Bayesian analysis of generalized log-Burr family with R

Akhtar, Md Tanwir; Khan, Athar Ali

doi:10.1186/2193-1801-3-185

Research
Open access
Published: 10 April 2014

Bayesian analysis of generalized log-Burr family with R

Md Tanwir Akhtar¹ &
Athar Ali Khan¹

SpringerPlus volume 3, Article number: 185 (2014) Cite this article

2457 Accesses
3 Citations
Metrics details

Abstract

Log-Burr distribution is a generalization of logistic and extreme value distributions, which are important reliability models. In this paper, Bayesian approach is used to model reliability data for log-Burr model using analytic and simulation tools. Laplace approximation is implemented for approximating posterior densities of the parameters. Moreover, parallel simulation tools are also implemented using ‘LaplacesDemon’ package of R.

Introduction

The log-Burr distribution is a generalization of two important reliability models, that is, logistic distribution and extreme value distribution. The non-Bayesian analysis of generalized log-Burr distribution is a very difficult task, whereas it can be a routine analysis when dealing in a Bayesian paradigm. In this paper, an attempt has been made with the following objectives:

To define a Bayesian model, that is, specification of likelihood and prior distribution.
To write down the R code for approximating posterior densities with Laplace approximation and simulation tools (R Core Team, 2013).
To illustrate numeric as well as graphic summaries of the posterior densities.

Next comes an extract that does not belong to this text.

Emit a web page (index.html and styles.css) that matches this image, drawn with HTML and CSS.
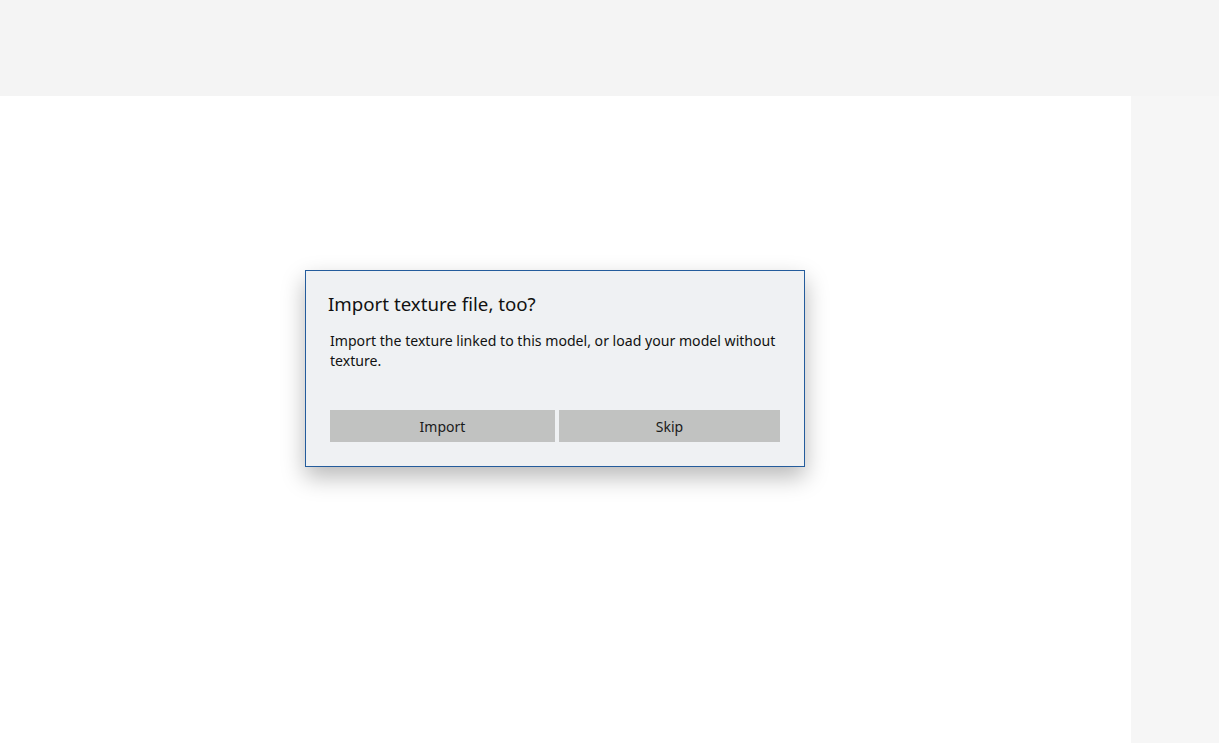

The log location-scale model

The probability density function of a parametric location-scale model for a random variable y on (−∞,∞) with location parameter μ (−∞<μ<∞) and scale parameter σ (>0) is given by

\begin{matrix} f (y; μ, σ) = \frac{1}{σ} f_{0} (\frac{y - μ}{σ}) - \infty < y < \infty \end{matrix}

(1)

The corresponding distribution and reliability function for y are

\begin{align} F_{0} (y; μ, σ) & = \int_{- \infty}^{y} f_{0} (t) dt \\ R_{0} (y; μ, σ) & = 1 - \int_{- \infty}^{y} f_{0} (t) dt = 1 - F_{0} (y; μ, σ) \end{align}

The standardized random variable z=(y−μ)/σ clearly has density and reliability functions f₀(z) and R₀(z) respectively, and Equation (1) with μ=0 and σ=1 is called the standard form of the distribution.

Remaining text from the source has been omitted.